データで読み解く、子どもとスマホ 第60回 保護者が感じる携帯・スマホの悪影響
専門家・プロ:渡邉純子(コドモット)
悪影響を感じる保護者、東京都で5割超
前回に引き続き、東京都の「家庭等における青少年の携帯電話・スマートフォン等の利用等に関する調査」(平成29年度)※1から、気になるデータを読み解いていきます。
この調査では、子どもが携帯・スマホを持ったことによる悪影響やトラブルについて、保護者に聞いています。
「お子さんに携帯電話・スマートフォンを持たせたことにより、どのような悪影響がありましたか。(いくつでも)」という設問に対して、「悪影響は特にない」という回答は48.8%にとどまり、2人に1人以上の保護者が携帯・スマホの悪影響を感じていることがわかりました。
お子さんに携帯電話・スマートフォンを持たせたことにより、どのような悪影響がありましたか。(いくつでも)
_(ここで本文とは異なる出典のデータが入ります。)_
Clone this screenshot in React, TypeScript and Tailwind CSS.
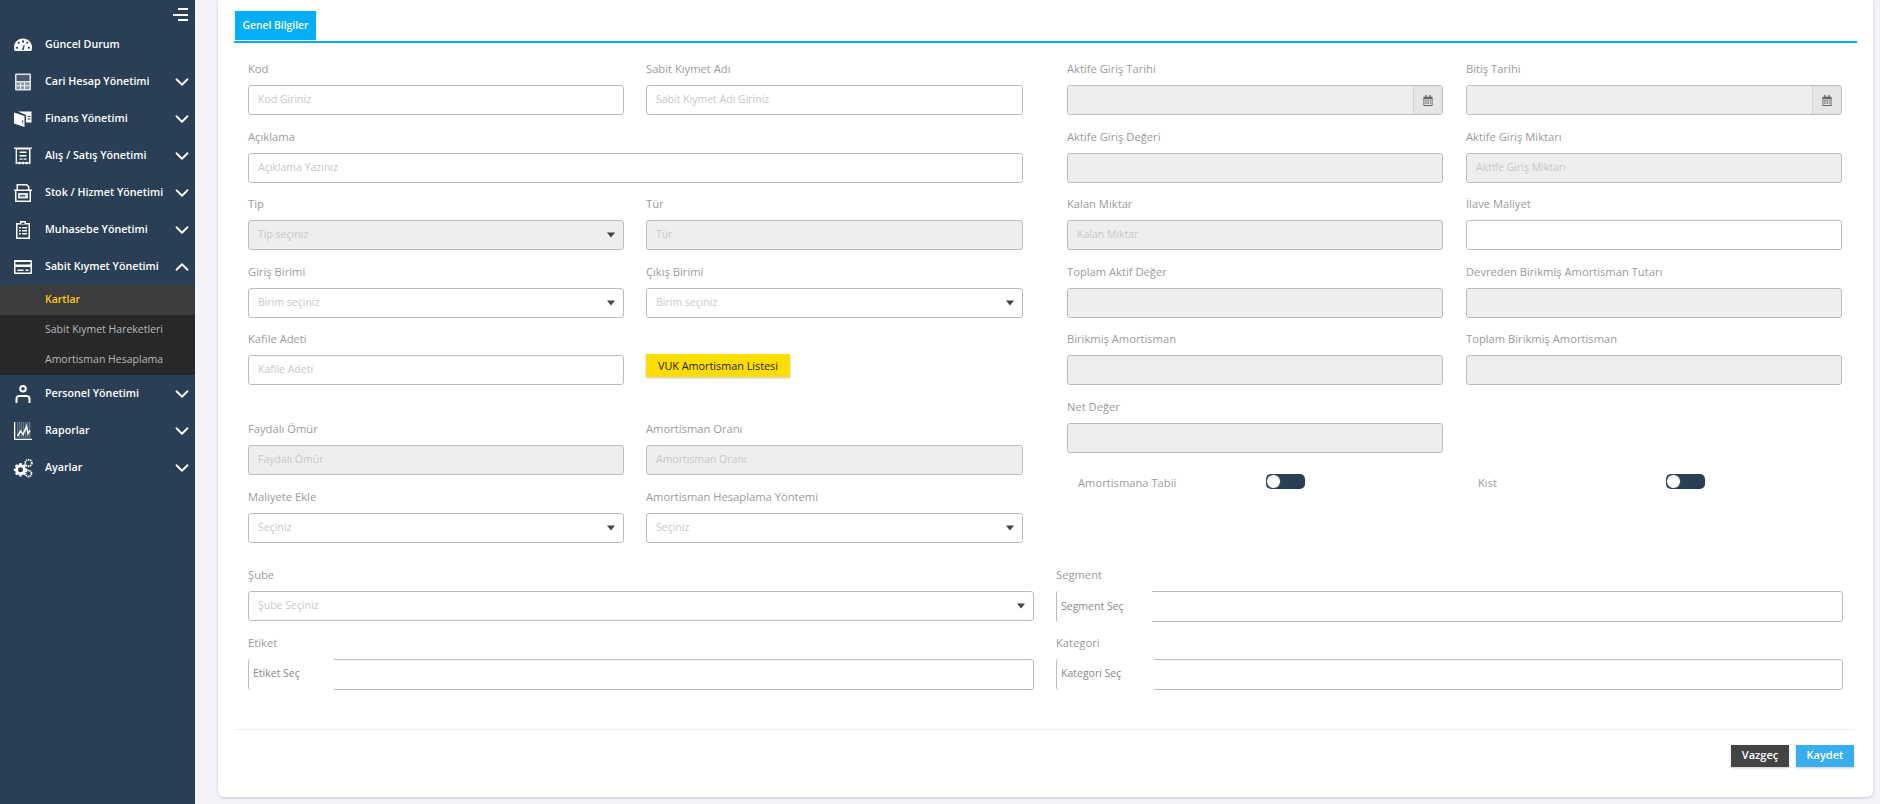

東京都「家庭等における青少年の携帯電話・スマートフォン等の利用等に関する調査」 (平成29年度)」より
何らかの悪影響があったとした回答の合計は51.2%です。
悪影響のうち、上位3つは次の回答項目です。
- 睡眠不足になった19.9%
- 視力が落ちた18.7%
- 勉強に集中できなくなったり、記憶力が下がったりした15.3%
以下、次の回答が続きます。
- 家族や友達と過ごす時間が減った(手伝いをしない、外で遊ばない等)12.7%
- 猫背になったり、巻き肩になるなど、姿勢が悪くなった12.3%
- 成績が下がった10.7%
- 肩こりや頭痛、めまい等の不調を訴えるようになった4.1%
健康に関する悪影響を感じている保護者が多いことがわかります。
睡眠不足でイライラ
睡眠不足、視力低下、悪い姿勢、体の不調……どの項目をとりあげても、心身の成長期にある子どもたちにとっては大問題です。
とくに睡眠不足は心身の成長の大敵。携帯・スマホの時間が生活時間を侵食し、睡眠時間を削って帳尻を合わせるような生活は、子どもの心身の成長に取り返しのつかない影を落としかねません。小学生と中学生では、就寝時刻が遅いほど、イライラすることが「よくある」 「ときどきある」の割合が高いという調査結果もあります。※2
子どもが携帯・スマホに夢中で、睡眠時間を削ってまでいじり、イライラしてキレてしまう……「しかたなく」(前回記事参照)持たせたスマホでそんなことになってしまったら大変です。
削るべきは睡眠ではなく、携帯・スマホの時間だということを、きちんと子どもに伝えていかなくてはなりませんね。